Today’s readings: 1 Kings 3, 5.7-12; Romans 8, 28-30; Matthew 13, 44-52.

It is no secret that D. H. Lawrence, an early 20th century novelist, was not particularly fond of the Church or of Christianity. For him, Christianity was a spent force. In 1924 he wrote: “If I had lived in the year 400, I should have been a true and passionate Christian. The adventurer. But now I live in 1924, and the Christian venture is done. The adventure is gone out of Christianity. We must start on a new venture towards God.”

These are words which in the light of today’s Scriptures and in the context in which we live could sound very true. We belong to a religion which itself developed through discontinuity from another religion and which throughout its history constantly sought to respond to emerging crises and threats, at times finding refuge in dogma and at other times by evolving to adequately meet the cultural or political challenges.

Dogma has always been considered the backbone of religion. It was through dogma that the tradition received was secured. Yet we all acknowledge that ‘dogmatism’ can at the same time be an attitude or mentality that distorts the essence of Christianity. It is not at all healthy for us people of religion to nurture a siege mentality that perceives social and cultural developments more as threats rather than challenges.

From the first Council of Jerusalem as recorded in Acts, to Vatican Council II, Christianity thrived by rising to the situation and venturing on new interpretations and on innovation. Jesus stands for discontinuity from Judaism precisely in projecting life as adventurous, risky, a journey in search of a hidden treasure. The analogies with a merchant looking for fine pearls or with a fisherman casting his dragnet into the sea are very telling. Jesus is affirming that in life, particularly in our call to discipleship, we can never be spared the searching.

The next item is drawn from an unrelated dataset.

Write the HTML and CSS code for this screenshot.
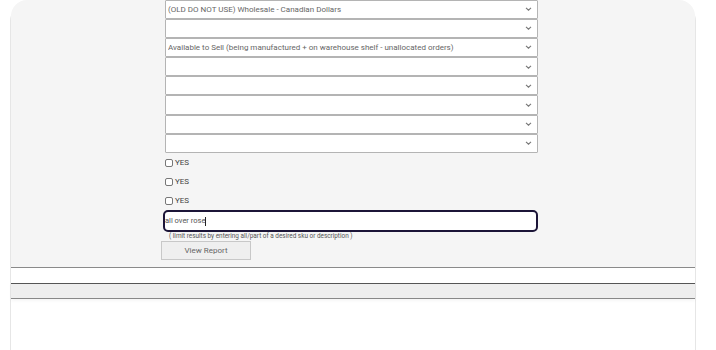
FILE: index.html
```html
<!DOCTYPE html>
<html lang="en">
<head>
    <meta charset="UTF-8">
    <meta name="viewport" content="width=device-width, initial-scale=1.0">
    <title>Inventory Report</title>
    <link rel="stylesheet" href="styles.css">
</head>
<body>
    <div class="card">
        <form class="report-form">
            <select class="field-select">
                <option>(OLD DO NOT USE) Wholesale - Canadian Dollars</option>
            </select>
            <select class="field-select">
                <option></option>
            </select>
            <select class="field-select">
                <option>Available to Sell (being manufactured + on warehouse shelf - unallocated orders)</option>
            </select>
            <select class="field-select"><option></option></select>
            <select class="field-select"><option></option></select>
            <select class="field-select"><option></option></select>
            <select class="field-select"><option></option></select>
            <select class="field-select"><option></option></select>

            <label class="check-row"><input type="checkbox" class="check"> YES</label>
            <label class="check-row"><input type="checkbox" class="check"> YES</label>
            <label class="check-row"><input type="checkbox" class="check"> YES</label>

            <div class="search-box">all over rose<span class="caret"></span></div>
            <div class="hint">( limit results by entering all/part of a desired sku or description )</div>

            <button type="button" class="view-btn">View Report</button>
        </form>

        <div class="results">
            <div class="results-gap"></div>
            <div class="results-head"></div>
            <div class="results-body"></div>
        </div>
    </div>
</body>
</html>
```

FILE: styles.css
```css
body {
    margin: 0;
    background: #fff;
    font-family: Roboto, "Liberation Sans", sans-serif;
    color: #555;
    overflow: hidden;
}
.card {
    margin: 5px 0 0 10px;
    width: 684px;
    height: 400px;
    border: 1px solid #e6e6e6;
    border-bottom: none;
    border-radius: 16px 16px 0 0;
    background: #fff;
}
.report-form {
    background: #f5f5f5;
    border-radius: 16px 16px 0 0;
    padding: 0 0 7px 154px;
}
.field-select {
    display: block;
    width: 373px;
    height: 19.2px;
    margin: 0;
    padding: 0 14px 0 2px;
    border: 1px solid #b4b4b4;
    border-radius: 1px;
    background: #fff url("data:image/svg+xml,%3Csvg xmlns='http://www.w3.org/2000/svg' width='7' height='4' viewBox='0 0 7 4'%3E%3Cpath d='M1 0.8l2.5 2.4 2.5-2.4' fill='none' stroke='%23777' stroke-width='1.1'/%3E%3C/svg%3E") no-repeat right 5px center;
    -webkit-appearance: none;
    appearance: none;
    font-family: inherit;
    font-size: 8px;
    color: #666;
    box-sizing: border-box;
}
.field-select:first-child {
    margin-top: -6.5px;
}
.check-row {
    display: flex;
    align-items: center;
    gap: 2px;
    height: 19px;
    font-size: 8px;
    color: #444;
}
.check {
    -webkit-appearance: none;
    appearance: none;
    width: 8px;
    height: 8px;
    margin: 1px 0 0;
    border: 1px solid #777;
    border-radius: 2px;
    background: #fff;
}
.search-box {
    margin: 0 0 0 -2px;
    width: 375px;
    height: 22px;
    box-sizing: border-box;
    border: 2px solid #1c1538;
    border-radius: 5px;
    background: #fff;
    font-size: 7.5px;
    line-height: 18px;
    padding-left: 0;
    color: #555;
}
.caret {
    display: inline-block;
    width: 1px;
    height: 9px;
    background: #222;
    vertical-align: middle;
}
.hint {
    margin: 0 0 0 4px;
    font-size: 6.4px;
    line-height: 8px;
    color: #555;
}
.view-btn {
    display: block;
    margin: 1px 0 0 -4px;
    width: 90px;
    height: 19px;
    padding: 0;
    border: 1px solid #c8c8c8;
    background: #efefef;
    font-family: inherit;
    font-size: 8px;
    color: #666;
}
.results {
    border-top: 1px solid #8a8a8a;
}
.results-gap {
    height: 15px;
    background: #fff;
}
.results-head {
    height: 14px;
    background: #eee;
    border-top: 1px solid #555;
    border-bottom: 1px solid #888;
    box-shadow: 0 2px 3px rgba(0, 0, 0, 0.04);
}
.results-body {
    height: 60px;
}
```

This is the big challenge we are facing today as Church in our mission to evangelise. Evangelisation is not regurgitating the past or simply passing on a tradition received. The challenge the Church faces in these times is how to be provocative rather than conservative. The Gospel is challenging and provokes us on a very personal level to learn how to search for ourselves and see faith as adventurous rather than monotonous.

This can sound too innovative to a generation that happens to be Christian without having searched and discovered. The patrimony of our faith was simply given to us as a treasure sought and discovered by ancestors but which unfortunately is hardly owned by the majority of those who claim to belong to this tradition. This is actually the tragedy of Christianity which in our times has become a spent force. We were born Christians, and many of us never had the opportunity to seek and choose for ourselves.

We preached a kingdom of heaven without a cost; we proclaimed a grace that was cheap enough to be remote-controlled, the fruit of a deadly sacramental automatism. There is a striking contrast in today’s gospel between someone who by coincidence finds a treasure hidden in a field and a merchant looking for fine pearls. The latter, being a merchant, knew exactly what he was looking for. In both cases though, the highlight is that they did not bother about the cost from the moment they discovered the treasure.

It is no use struggling to make people belong again if that belonging is not the fruit of their own discovery. Discipleship in the Gospel sense cannot be translated as simply a stereotype form of fidelity to a tradition received. It has to be a new venture towards God. That, of itself, would shower an extraordinary wisdom on us that would give us a radically new perspective on life.